How Long Shared-Fault Accidents Affect Your Record
Insurance carriers look back three to five years depending on the carrier and state. An accident from 36 months ago stops affecting your rate at most carriers, even if the other driver's involvement or fault percentage made it feel less serious at the time. Some carriers extend the lookback to five years for drivers with multiple accidents or high claim severity. Shopping your record during year four after a shared-fault accident uncovers which carriers have moved you back into preferred pricing and which still apply residual surcharges.
DMV points typically expire faster than insurance lookback periods. Points from a shared-fault citation expire in two to three years in most states, removing suspension risk before the accident leaves your insurance record. A driver with a failure-to-yield citation from a shared-fault accident loses those points 24 months post-conviction but continues paying the insurance surcharge until 36 months post-accident. The gap creates a window where your license is clear but your rate remains elevated.

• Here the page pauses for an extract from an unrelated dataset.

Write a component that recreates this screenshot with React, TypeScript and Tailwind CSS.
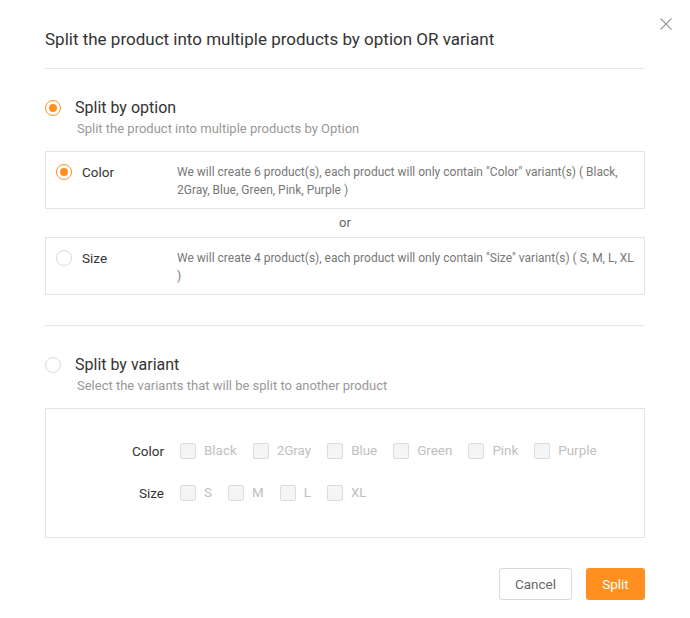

Carriers do not automatically reduce your rate when the accident ages out of the lookback period. You must reach a renewal term after the expiration date. If your accident occurred in March 2021 and your carrier applies a three-year lookback, your rate drops at your first renewal after March 2024. Missing that renewal by switching carriers mid-term forfeits the reduction timing — your new carrier may still surcharge the accident if their lookback captures it, resetting your rate recovery timeline.